◆ DATA SUPPLIED
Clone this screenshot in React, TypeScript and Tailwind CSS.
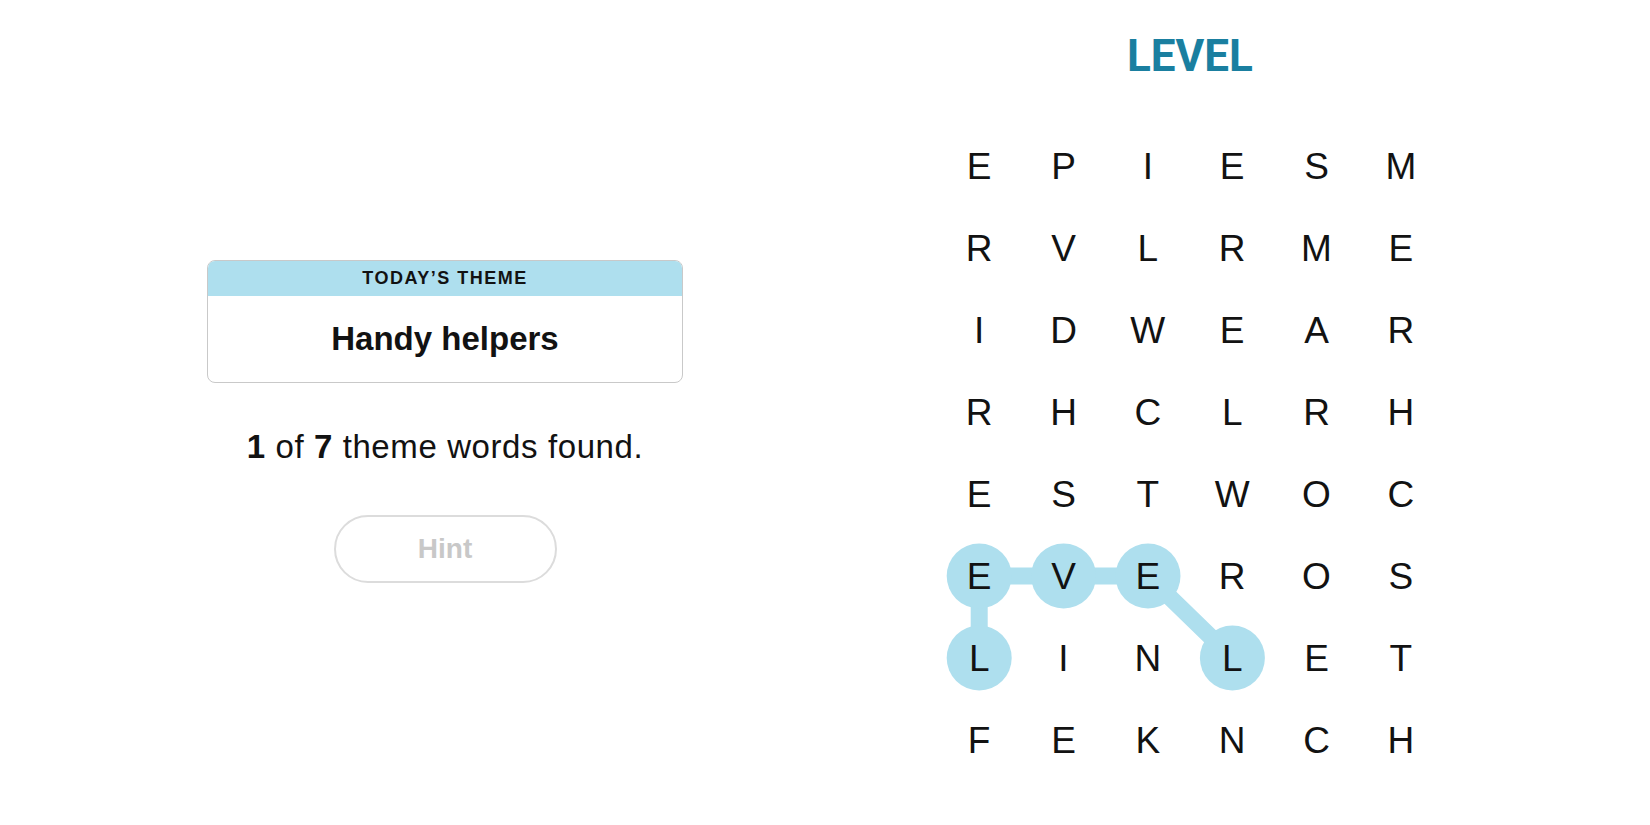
import React from "react";

const GRID = [
  "EPIESM",
  "RVLRME",
  "IDWEAR",
  "RHCLRH",
  "ESTWOC",
  "EVEROS",
  "LINLET",
  "FEKNCH",
];

const CW = 84.4;
const CH = 82;
const path: [number, number][] = [
  [0, 6],
  [0, 5],
  [1, 5],
  [2, 5],
  [3, 6],
];

function Board() {
  const pts = path.map(([c, r]) => `${CW / 2 + c * CW},${CH / 2 + r * CH}`).join(" ");
  return (
    <div className="relative w-[506px] h-[656px]">
      <svg className="absolute inset-0" width="506" height="656" viewBox="0 0 506 656">
        <polyline
          points={pts}
          fill="none"
          stroke="#aedfee"
          strokeWidth="17"
          strokeLinejoin="round"
        />
        {path.map(([c, r]) => (
          <circle key={`${c}-${r}`} cx={CW / 2 + c * CW} cy={CH / 2 + r * CH} r="32.5" fill="#aedfee" />
        ))}
      </svg>
      <div className="relative grid grid-cols-6">
        {GRID.map((row, r) =>
          row.split("").map((ch, c) => (
            <div
              key={`${c}-${r}`}
              className="h-[82px] flex items-center justify-center text-[37px] leading-none text-[#121212]"
            >
              {ch}
            </div>
          ))
        )}
      </div>
    </div>
  );
}

export default function App() {
  return (
    <div
      className="w-[1650px] h-[825px] bg-white flex justify-between px-[207px] overflow-hidden"
      style={{ fontFamily: '"Liberation Sans", Arial, sans-serif' }}
    >
      <div className="w-[476px] flex flex-col items-center pt-[260px]">
        <div className="w-full rounded-[8px] border border-[#c9c9c9] overflow-hidden">
          <div className="h-[35px] bg-[#aedfee] flex items-center justify-center text-[18px] font-bold tracking-[1.5px] text-[#121212]">
            TODAY’S THEME
          </div>
          <div className="h-[86px] flex items-center justify-center text-[33px] font-bold text-[#121212]">
            Handy helpers
          </div>
        </div>
        <div className="mt-[44px] h-[40px] flex items-center text-[33px] tracking-[0.6px] text-[#121212]">
          <span>
            <b>1</b> of <b>7</b> theme words found.
          </span>
        </div>
        <div className="mt-[48px] w-[223px] h-[68px] rounded-full border-2 border-[#dcdcdc] flex items-center justify-center text-[28px] font-bold text-[#c8c8c8]">
          Hint
        </div>
      </div>
      <div className="w-[506px] flex flex-col items-center pt-[20px]">
        <div className="h-[72px] flex items-center text-[44px] font-bold text-[#1a7fa0] font-['Roboto',sans-serif]">
          LEVEL
        </div>
        <div className="mt-[33px]">
          <Board />
        </div>
      </div>
    </div>
  );
}
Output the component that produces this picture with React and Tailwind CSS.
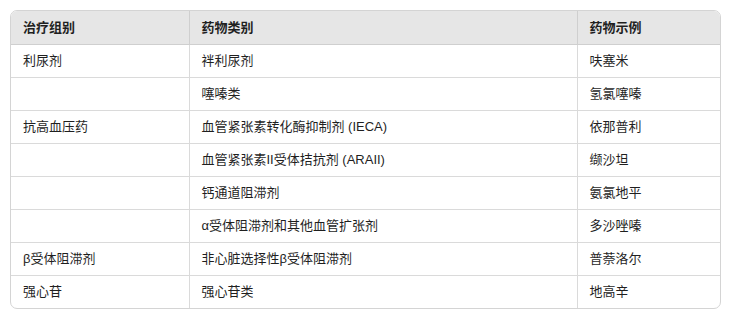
const rows = [
  ['利尿剂', '袢利尿剂', '呋塞米'],
  ['', '噻嗪类', '氢氯噻嗪'],
  ['抗高血压药', '血管紧张素转化酶抑制剂 (IECA)', '依那普利'],
  ['', '血管紧张素II受体拮抗剂 (ARAII)', '缬沙坦'],
  ['', '钙通道阻滞剂', '氨氯地平'],
  ['', 'α受体阻滞剂和其他血管扩张剂', '多沙唑嗪'],
  ['β受体阻滞剂', '非心脏选择性β受体阻滞剂', '普萘洛尔'],
  ['强心苷', '强心苷类', '地高辛'],
]

const headers = ['治疗组别', '药物类别', '药物示例']

export default function App() {
  return (
    <div className="bg-white w-[740px] h-[313px] pt-[10px] pl-[10px] font-['Liberation_Sans','Noto_Sans_CJK_SC',sans-serif] text-[13px] text-[#1f1f1f]">
      <div className="w-[711px] border border-[#d4d4d4] rounded-[7px] overflow-hidden">
        <table className="w-full border-collapse table-fixed">
          <colgroup>
            <col className="w-[178px]" />
            <col className="w-[388px]" />
            <col />
          </colgroup>
          <thead>
            <tr className="bg-[#e6e6e6] h-[33px]">
              {headers.map((h, i) => (
                <th
                  key={h}
                  className={`text-left font-bold px-3 border-b border-[#cfcfcf] ${i < 2 ? 'border-r' : ''}`}
                >
                  {h}
                </th>
              ))}
            </tr>
          </thead>
          <tbody>
            {rows.map((r, ri) => (
              <tr key={ri} className="h-[33px]">
                {r.map((c, ci) => (
                  <td
                    key={ci}
                    className={`px-3 border-[#dadada] ${ri < rows.length - 1 ? 'border-b' : ''} ${ci < 2 ? 'border-r' : ''}`}
                  >
                    {c}
                  </td>
                ))}
              </tr>
            ))}
          </tbody>
        </table>
      </div>
    </div>
  )
}
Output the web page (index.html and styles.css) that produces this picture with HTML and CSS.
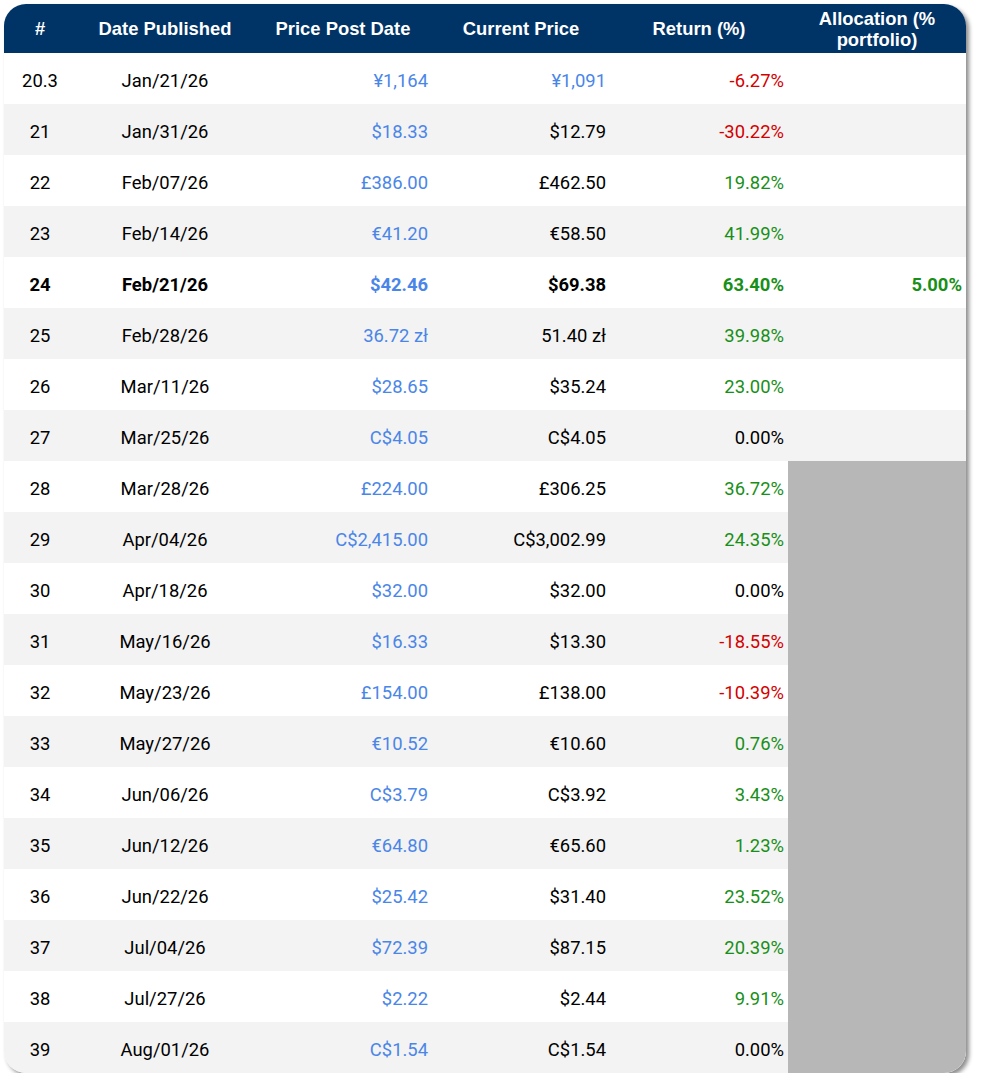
FILE: index.html
```html
<!DOCTYPE html>
<html>
<head>
<meta charset="utf-8">
<link rel="stylesheet" href="styles.css">
</head>
<body>
<div class="card">
  <div class="row head">
    <div class="c">#</div>
    <div class="c">Date Published</div>
    <div class="c">Price Post Date</div>
    <div class="c">Current Price</div>
    <div class="c">Return (%)</div>
    <div class="c two">Allocation (%<br>portfolio)</div>
  </div>
  <div class="row"><div class="c">20.3</div><div class="c">Jan/21/26</div><div class="r blue">¥1,164</div><div class="r blue">¥1,091</div><div class="r red">-6.27%</div><div class="r"></div></div>
  <div class="row alt"><div class="c">21</div><div class="c">Jan/31/26</div><div class="r blue">$18.33</div><div class="r">$12.79</div><div class="r red">-30.22%</div><div class="r"></div></div>
  <div class="row"><div class="c">22</div><div class="c">Feb/07/26</div><div class="r blue">£386.00</div><div class="r">£462.50</div><div class="r green">19.82%</div><div class="r"></div></div>
  <div class="row alt"><div class="c">23</div><div class="c">Feb/14/26</div><div class="r blue">€41.20</div><div class="r">€58.50</div><div class="r green">41.99%</div><div class="r"></div></div>
  <div class="row bold"><div class="c">24</div><div class="c">Feb/21/26</div><div class="r blue">$42.46</div><div class="r">$69.38</div><div class="r green">63.40%</div><div class="r green">5.00%</div></div>
  <div class="row alt"><div class="c">25</div><div class="c">Feb/28/26</div><div class="r blue">36.72 zł</div><div class="r">51.40 zł</div><div class="r green">39.98%</div><div class="r"></div></div>
  <div class="row"><div class="c">26</div><div class="c">Mar/11/26</div><div class="r blue">$28.65</div><div class="r">$35.24</div><div class="r green">23.00%</div><div class="r"></div></div>
  <div class="row alt"><div class="c">27</div><div class="c">Mar/25/26</div><div class="r blue">C$4.05</div><div class="r">C$4.05</div><div class="r">0.00%</div><div class="r"></div></div>
  <div class="row"><div class="c">28</div><div class="c">Mar/28/26</div><div class="r blue">£224.00</div><div class="r">£306.25</div><div class="r green">36.72%</div><div class="r na"></div></div>
  <div class="row alt"><div class="c">29</div><div class="c">Apr/04/26</div><div class="r blue">C$2,415.00</div><div class="r">C$3,002.99</div><div class="r green">24.35%</div><div class="r na"></div></div>
  <div class="row"><div class="c">30</div><div class="c">Apr/18/26</div><div class="r blue">$32.00</div><div class="r">$32.00</div><div class="r">0.00%</div><div class="r na"></div></div>
  <div class="row alt"><div class="c">31</div><div class="c">May/16/26</div><div class="r blue">$16.33</div><div class="r">$13.30</div><div class="r red">-18.55%</div><div class="r na"></div></div>
  <div class="row"><div class="c">32</div><div class="c">May/23/26</div><div class="r blue">£154.00</div><div class="r">£138.00</div><div class="r red">-10.39%</div><div class="r na"></div></div>
  <div class="row alt"><div class="c">33</div><div class="c">May/27/26</div><div class="r blue">€10.52</div><div class="r">€10.60</div><div class="r green">0.76%</div><div class="r na"></div></div>
  <div class="row"><div class="c">34</div><div class="c">Jun/06/26</div><div class="r blue">C$3.79</div><div class="r">C$3.92</div><div class="r green">3.43%</div><div class="r na"></div></div>
  <div class="row alt"><div class="c">35</div><div class="c">Jun/12/26</div><div class="r blue">€64.80</div><div class="r">€65.60</div><div class="r green">1.23%</div><div class="r na"></div></div>
  <div class="row"><div class="c">36</div><div class="c">Jun/22/26</div><div class="r blue">$25.42</div><div class="r">$31.40</div><div class="r green">23.52%</div><div class="r na"></div></div>
  <div class="row alt"><div class="c">37</div><div class="c">Jul/04/26</div><div class="r blue">$72.39</div><div class="r">$87.15</div><div class="r green">20.39%</div><div class="r na"></div></div>
  <div class="row"><div class="c">38</div><div class="c">Jul/27/26</div><div class="r blue">$2.22</div><div class="r">$2.44</div><div class="r green">9.91%</div><div class="r na"></div></div>
  <div class="row alt"><div class="c">39</div><div class="c">Aug/01/26</div><div class="r blue">C$1.54</div><div class="r">C$1.54</div><div class="r">0.00%</div><div class="r na"></div></div>
</div>
</body>
</html>
```
FILE: styles.css
```css
html, body {
  margin: 0;
  padding: 0;
  background: #ffffff;
}
body {
  padding: 4px 0 0 4px;
}
.card {
  width: 962px;
  border-radius: 22px;
  overflow: hidden;
  background: #ffffff;
  box-shadow: 3px 3px 4px rgba(0, 0, 0, 0.45);
  font-family: Roboto, "Liberation Sans", sans-serif;
  font-size: 18.4px;
  color: #000000;
}
.row {
  display: grid;
  grid-template-columns: 72px repeat(5, 178px);
  height: 51px;
  background: #ffffff;
}
.row.alt {
  background: #f3f3f3;
}
.row > div {
  display: flex;
  align-items: center;
  height: 100%;
  box-sizing: border-box;
  white-space: nowrap;
  padding-top: 4px;
}
.c {
  justify-content: center;
  text-align: center;
}
.r {
  justify-content: flex-end;
  padding-right: 4px;
}
.head {
  height: 49px;
  background: #003366;
  color: #ffffff;
  font-family: "Liberation Sans", Arial, sans-serif;
  font-weight: bold;
  font-size: 18.4px;
}
.head > div {
  padding-top: 0;
}
.head .two {
  line-height: 21px;
  white-space: normal;
}
.bold {
  font-weight: bold;
}
.blue {
  color: #4a86e8;
}
.red {
  color: #d40000;
}
.green {
  color: #188f18;
}
.na {
  background: #b7b7b7;
}
```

◆ TASK REQUIREMENTS
Copy every line that includes the string "with" from the material above.

◆ ANSWER TO THIS EXERCISE
Output the component that produces this picture with React and Tailwind CSS.
Output the web page (index.html and styles.css) that produces this picture with HTML and CSS.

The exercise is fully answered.